D1, the 10nF capacitors and the 1kΩ resistor are all SMD components and D1 and the 10nF input capacitor are positioned on the PCB as close as possible to CON1. This also helps to ensure good linearity up to 200MHz.
By the way, although the peaks at 500MHz and 750MHz look quite dramatic, they don’t mean that the Active RF Detector Probe can only be used to make measurements below 200MHz. On the contrary, Fig.3 can be used as a correction curve when making measurements up to 1GHz (1000MHz).

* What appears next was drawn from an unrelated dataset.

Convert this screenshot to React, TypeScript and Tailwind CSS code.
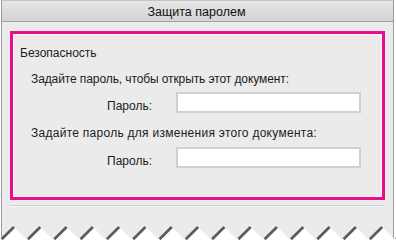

One last point about Fig.3. You might wonder about the significance of the dashed red line extending the plot from 1GHz to 2.45GHz. It’s simply my ‘best guess’ of the probe’s response above 1GHz, based on some measurements I was able to make at 2.414GHz, 2.432GHz and 2.450GHz using a small UHF generator module. My main RF signal generator only functions up to 1000MHz, so I couldn’t make any measurements between 1.00GHz and 2.414GHz. That’s why the response line is dashed over this section.
Parts List | |
1 ABS instrument case, 120 х 60 х 30mm 1 double-sided PCB, available from the EPE PCB Service, code 04107131, 61 х 29mm 2 PCB-mount subminiature DPDT slide switches 2 M3 х 20mm machine screws 2 M3 х 6mm machine screws 2 M3 х 9mm untapped spacers 2 M3 х 10mm untapped nylon spacers (5mm OD) 4 M3 hex nuts 2 M3 flat washers 2 M3 lockwashers 2 40 x 8mm strips of 0.25mm sheet brass 1 panel-mount BNC socket (CON1) 2 crimp-type BNC line plugs, RG6 cable type 1 plastic cable gland (3-6mm cable size) 2 banana plugs, 1 red, 1 black 1 9V battery snap 1 9V alkaline battery 1 black alligator clip lead | 1 1.5m length of light-duty 2-core red/black cable 1 30mm length of 1mm-diameter hard brass wire 1 100mm length of 1mm-diameter enamelled copper wire 1 35mm length 6mm- dia heatshrink tubing Semiconductors 1 LMC6482AIN dual CMOS op amp (IC1) 2 1PS70SB82 UHF Schottky diodes (D1,D2) 1 1N4004 silicon diode (D3) Capacitors 2 10nF 1206 SMD ceramic 1 1 μF MMC ceramic Resistors (0.25W, 1%) 1 1MΩ 2 82kΩ 1 470kΩ 1 20kΩ 1 360kΩ 1 15kΩ 1 160kΩ 1 1kΩ 0805 SMD 1 100Ω |
Construction
Almost all the parts are mounted on a small double-sided PCB, available from the EPE PCB Service, coded 04107131 and measuring 61 x 29mm. This assembly is housed in a compact ABS instrument case measuring 120 x 60 x 30mm.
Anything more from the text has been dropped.